İnsanların öldürüldüğü, yaralandığı, tecavüze uğradığı, cinsel şiddet gördüğü, katillerin kahraman ilan edildiği ve insanları kötülüğe çağıran hikayeler de ahlak dışıdır.
Bu ahlaksızlık ücretsiz, üstelik herkese açık bir şekilde yayımlanıyorsa buna nasıl kayıtsız kalınabilir? Bu bakkalda satılan dinamit kadar tedirgin edici bir şeydir. Yokmuş gibi davranamaz, “almasınlar” diyemezsiniz. Siz veya çocuklarınız almasa bile hormonlarıyla düşünen birileri illaki alacaktır ve birileri aldığı takdirde de güvende olmanız artık imkansızdır…

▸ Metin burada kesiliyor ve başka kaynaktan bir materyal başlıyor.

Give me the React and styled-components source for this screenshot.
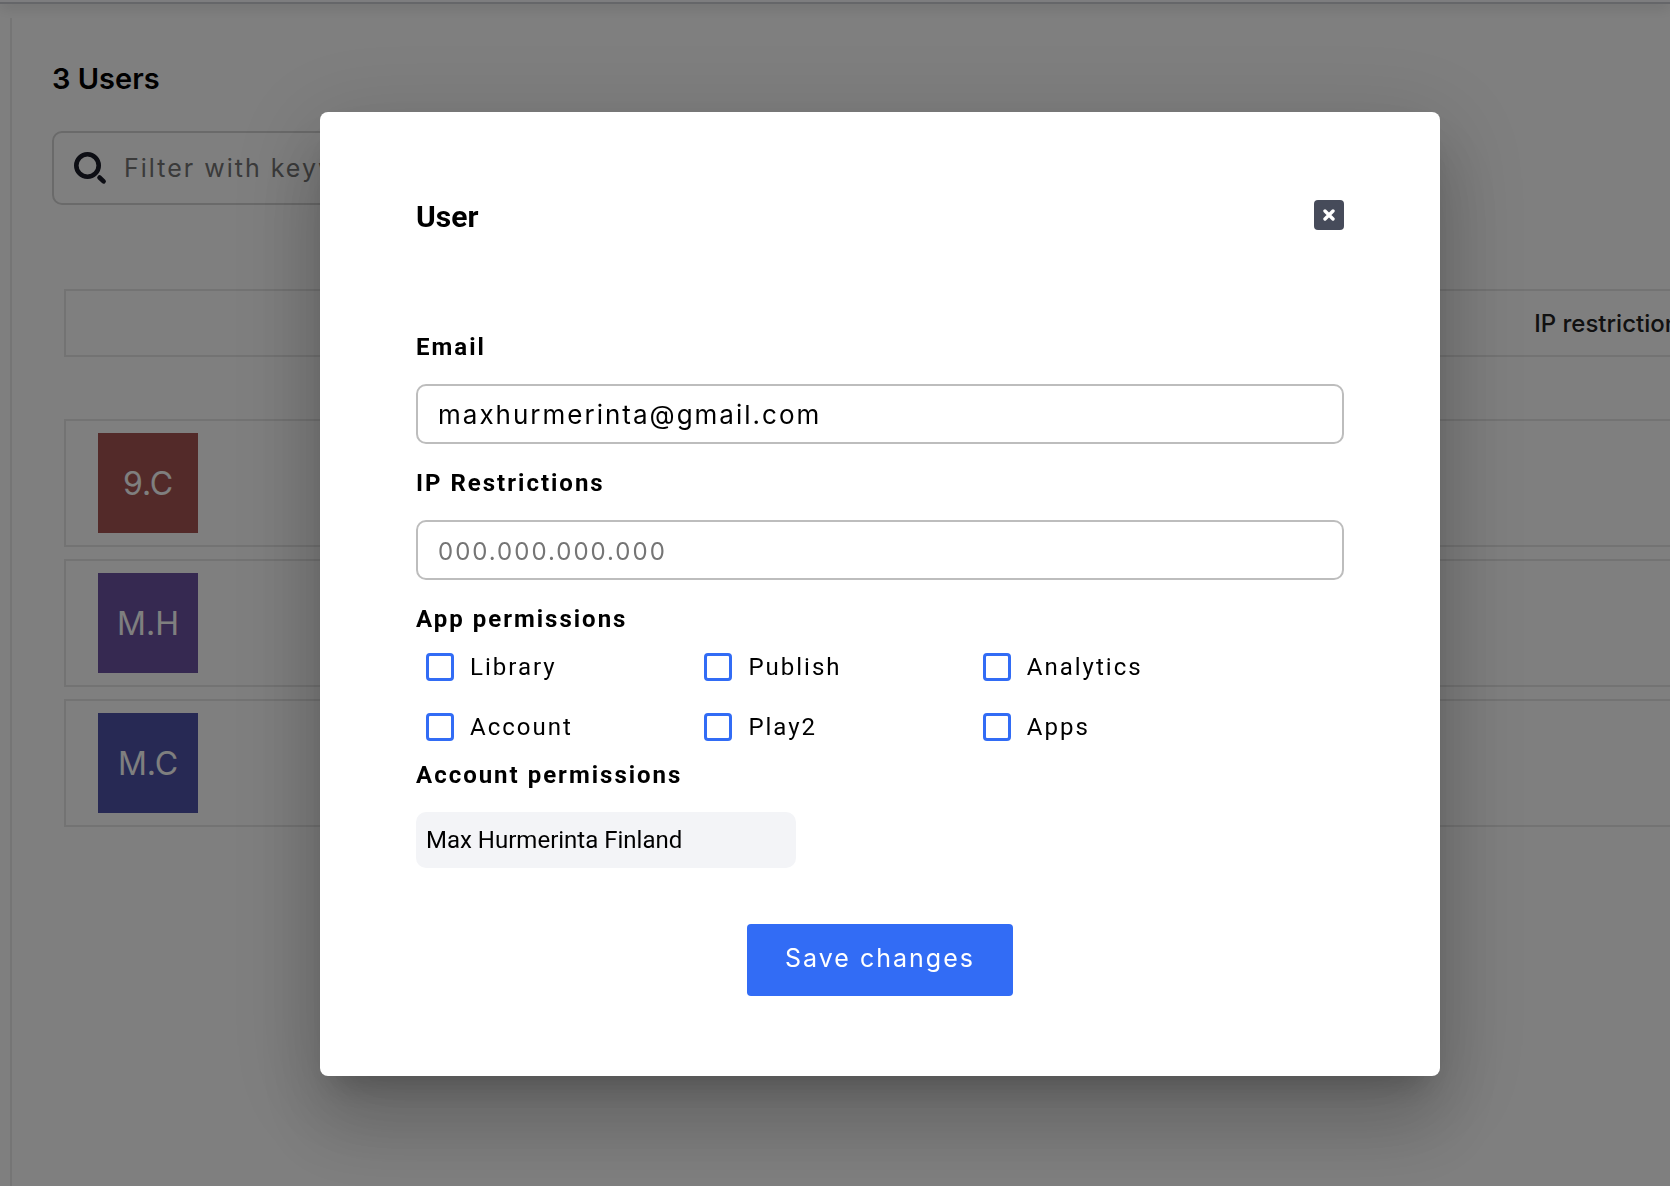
import React, { useState } from 'react'
import styled, { createGlobalStyle } from 'styled-components'

const GlobalStyle = createGlobalStyle`
    *, *::before, *::after {
        box-sizing: border-box;
    }

    body {
        margin: 0;
        background: #fff;
        color: #000;
        font-family: Roboto, sans-serif;
        overflow: hidden;
    }
`

const brandFont = 'Inter, sans-serif'

const Page = styled.div`
    min-height: 100vh;
    display: flex;
    flex-direction: column;
    overflow: hidden;
`

const TopBar = styled.header`
    height: 4px;
    flex-shrink: 0;
    background: #fafbff;
    border-bottom: 2px solid #cbccd2;
    box-shadow: 0 2px 14px rgba(0, 0, 0, 0.28);
`

const Content = styled.main`
    flex-grow: 1;
    margin: 14px 0 0 10px;
    padding: 42px 0 0 40px;
    border-left: 2px solid #ebebeb;
`

const PageTitle = styled.h1`
    margin: 0 0 33px;
    font-family: ${brandFont};
    font-size: 29px;
    font-weight: 600;
    line-height: 38px;
`

const SearchBox = styled.div`
    display: flex;
    align-items: center;
    gap: 16px;
    width: 640px;
    height: 74px;
    padding: 0 20px;
    border: 2px solid #d4d4d4;
    border-radius: 10px;
`

const SearchInput = styled.input`
    flex-grow: 1;
    padding: 0;
    border: 0;
    outline: 0;
    background: transparent;
    font-family: ${brandFont};
    font-size: 25px;
    letter-spacing: 2px;

    &::placeholder {
        color: #757575;
        opacity: 1;
    }
`

const Table = styled.table`
    width: 112%;
    margin: 72px 0 0 12px;
    border-collapse: separate;
    border-spacing: 0 12px;
    table-layout: fixed;

    tbody::before {
        content: '';
        display: block;
        height: 38px;
    }
`

const HeadCell = styled.th`
    width: ${({ $width }) => $width || 'auto'};
    height: 68px;
    padding: 0;
    border: solid #e6e6e6;
    border-width: 2px 0;
    color: #222;
    font-family: ${brandFont};
    font-size: 24px;
    font-weight: 500;
    text-align: left;

    &:first-child {
        border-left-width: 2px;
    }
`

const Cell = styled.td`
    height: 128px;
    padding: 0 0 0 32px;
    border: solid #e6e6e6;
    border-width: 2px 0;

    &:first-child {
        border-left-width: 2px;
    }
`

const Avatar = styled.div`
    display: flex;
    align-items: center;
    justify-content: center;
    width: 100px;
    height: 100px;
    background: ${({ $color }) => $color};
    color: #fff;
    font-family: ${brandFont};
    font-size: 32px;
`

const Backdrop = styled.div`
    position: fixed;
    inset: 0;
    display: flex;
    align-items: flex-start;
    justify-content: center;
    padding: 112px 0 0 90px;
    background: rgba(0, 0, 0, 0.5);
`

const Paper = styled.section`
    width: 100%;
    max-width: 1120px;
    padding: 88px 96px 80px;
    border-radius: 8px;
    background: #fff;
    box-shadow:
        0 22px 30px -14px rgba(0, 0, 0, 0.2),
        0 48px 76px 6px rgba(0, 0, 0, 0.14),
        0 18px 92px 16px rgba(0, 0, 0, 0.12);
`

const DialogHeader = styled.div`
    display: flex;
    align-items: flex-start;
    justify-content: space-between;
    margin-bottom: 95px;
`

const DialogTitle = styled.h2`
    margin: 0;
    font-size: 30px;
    font-weight: 700;
    line-height: 34px;
`

const CloseButton = styled.button`
    display: flex;
    align-items: center;
    justify-content: center;
    width: 30px;
    height: 30px;
    padding: 0;
    border: 0;
    border-radius: 4px;
    background: #464b5a;
    cursor: pointer;
`

const Label = styled.label`
    display: block;
    font-size: 24px;
    font-weight: 700;
    letter-spacing: 2px;
    line-height: 36px;
`

const TextField = styled.input`
    display: block;
    width: 100%;
    height: 60px;
    margin: 19px 0 21px;
    padding: 0 20px;
    border: 2px solid #bdbdbd;
    border-radius: 10px;
    outline: 0;
    background: #fff;
    color: #000;
    font-family: ${brandFont};
    font-size: 26px;
    letter-spacing: 2px;

    &::placeholder {
        color: #757575;
        font-size: 24px;
        opacity: 1;
    }
`

const Permissions = styled.div`
    display: grid;
    grid-template-columns: repeat(3, 30%);
    grid-auto-rows: 60px;
`

const CheckLabel = styled.label`
    display: flex;
    align-items: center;
    gap: 16px;
    padding-left: 10px;
    font-size: 24px;
    letter-spacing: 2px;
    cursor: pointer;
`

const Checkbox = styled.input`
    appearance: none;
    width: 28px;
    height: 28px;
    margin: 0;
    border: 3px solid #326cf5;
    border-radius: 4px;

    &:checked {
        background: #326cf5;
    }
`

const AccountChip = styled.div`
    width: 380px;
    margin: 19px 0 56px;
    padding: 0 10px;
    border-radius: 10px;
    background: #f3f4f7;
    font-size: 24px;
    line-height: 56px;
`

const SaveButton = styled.button`
    display: block;
    min-width: 266px;
    height: 72px;
    margin: 0 auto;
    padding: 0 32px 4px;
    border: 0;
    border-radius: 4px;
    background: #326cf5;
    color: #fff;
    font-family: ${brandFont};
    font-size: 25px;
    letter-spacing: 2px;
    cursor: pointer;
`

const SearchIcon = () => (
    <svg width="34" height="34" viewBox="0 0 34 34" fill="none" stroke="#1a1c28" strokeLinecap="round" aria-hidden="true">
        <circle cx="13.5" cy="14.5" r="11.2" strokeWidth="4.6" />
        <path d="M25.5 26.5L29.6 30.4" strokeWidth="4.6" />
    </svg>
)

const CloseIcon = () => (
    <svg width="12" height="12" viewBox="0 0 12 12" stroke="#fff" strokeWidth="3.4" strokeLinecap="round" aria-hidden="true">
        <path d="M2 2L10 10M10 2L2 10" />
    </svg>
)

const users = [
    { initials: '9.C', color: '#a65452' },
    { initials: 'M.H', color: '#6c52a2' },
    { initials: 'M.C', color: '#4e52a8' },
]

const permissions = ['Library', 'Publish', 'Analytics', 'Account', 'Play2', 'Apps']

const UsersTable = () => (
    <Table>
        <thead>
            <tr>
                <HeadCell />
                <HeadCell $width="342px">IP restrictions</HeadCell>
            </tr>
        </thead>
        <tbody>
            {users.map(({ initials, color }) => (
                <tr key={initials}>
                    <Cell>
                        <Avatar $color={color}>{initials}</Avatar>
                    </Cell>
                    <Cell />
                </tr>
            ))}
        </tbody>
    </Table>
)

const UserDialog = ({ onClose }) => {

    const [email, setEmail] = useState('maxhurmerinta@gmail.com')
    const [ip, setIp] = useState('')

    return (
        <Backdrop>
            <Paper role="dialog" aria-modal="true" aria-labelledby="user-title">
                <DialogHeader>
                    <DialogTitle id="user-title">User</DialogTitle>
                    <CloseButton type="button" aria-label="close" onClick={onClose}>
                        <CloseIcon />
                    </CloseButton>
                </DialogHeader>
                <Label htmlFor="email">Email</Label>
                <TextField
                    id="email"
                    type="text"
                    value={email}
                    onChange={e => setEmail(e.target.value)}
                />
                <Label htmlFor="ip">IP Restrictions</Label>
                <TextField
                    id="ip"
                    type="text"
                    placeholder="000.000.000.000"
                    value={ip}
                    onChange={e => setIp(e.target.value)}
                />
                <Label as="div" id="app-permissions">App permissions</Label>
                <Permissions role="group" aria-labelledby="app-permissions">
                    {permissions.map(name => (
                        <CheckLabel key={name}>
                            <Checkbox type="checkbox" name={name} />
                            {name}
                        </CheckLabel>
                    ))}
                </Permissions>
                <Label as="div">Account permissions</Label>
                <AccountChip>Max Hurmerinta Finland</AccountChip>
                <SaveButton type="button" onClick={onClose}>Save changes</SaveButton>
            </Paper>
        </Backdrop>
    )
}

const App = () => {

    const [open, setOpen] = useState(true)

    const handleClose = () => {
        setOpen(false)
    }

    return (
        <>
            <GlobalStyle />
            <Page>
                <TopBar />
                <Content>
                    <PageTitle>3 Users</PageTitle>
                    <SearchBox>
                        <SearchIcon />
                        <SearchInput
                            type="text"
                            aria-label="Filter users"
                            placeholder="Filter with keywords"
                        />
                    </SearchBox>
                    <UsersTable />
                </Content>
            </Page>
            {open && <UserDialog onClose={handleClose} />}
        </>
    )
}

export default App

Bayburt’un Demirözü ilçesindeki duvara bile yağlı boyalı kocaman harflerle “Çukur” dizisi sloganları yazılıyorsa, taşranın pırıl pırıl gençleri bile o vahşet banyosunda yıkanıyorsa siz gerisini düşünün…
Hamile kediyi tutup pitbull’un önüne atmaktan keyif alan ergen çocuklar yetişiyorsa ve bırakın kediyi, insan öldürmekten bile üzüntü duymayacaklarını ilan ediyor, dizi film karakterleri gibi pişkince racon kesmeye devam ediyorlarsa sadece korkmayın, titreyin de…
Çünkü bu çocuklar olabilecek en zalim, en düzenbaz, en ahlaksız karakterlerle özdeşleşme imkanı- buldular-buluyorlar dizileri izledikçe.
Titrerken bu durumun kaynağına da inin lütfen; bu tabloda izlenerek öğrenilen şiddetin, gayri meşru ilişkilerin payının ne olduğunu da düşünün.
En nihayetinde Netflix in abone sayısı iki yüz bin bile değil.
Ancak dizi film izlemeyen, belgesel veya kültür programları izleyen, internet dizilerine mesafeli aile oranı ne kadardır ki koca ülkede?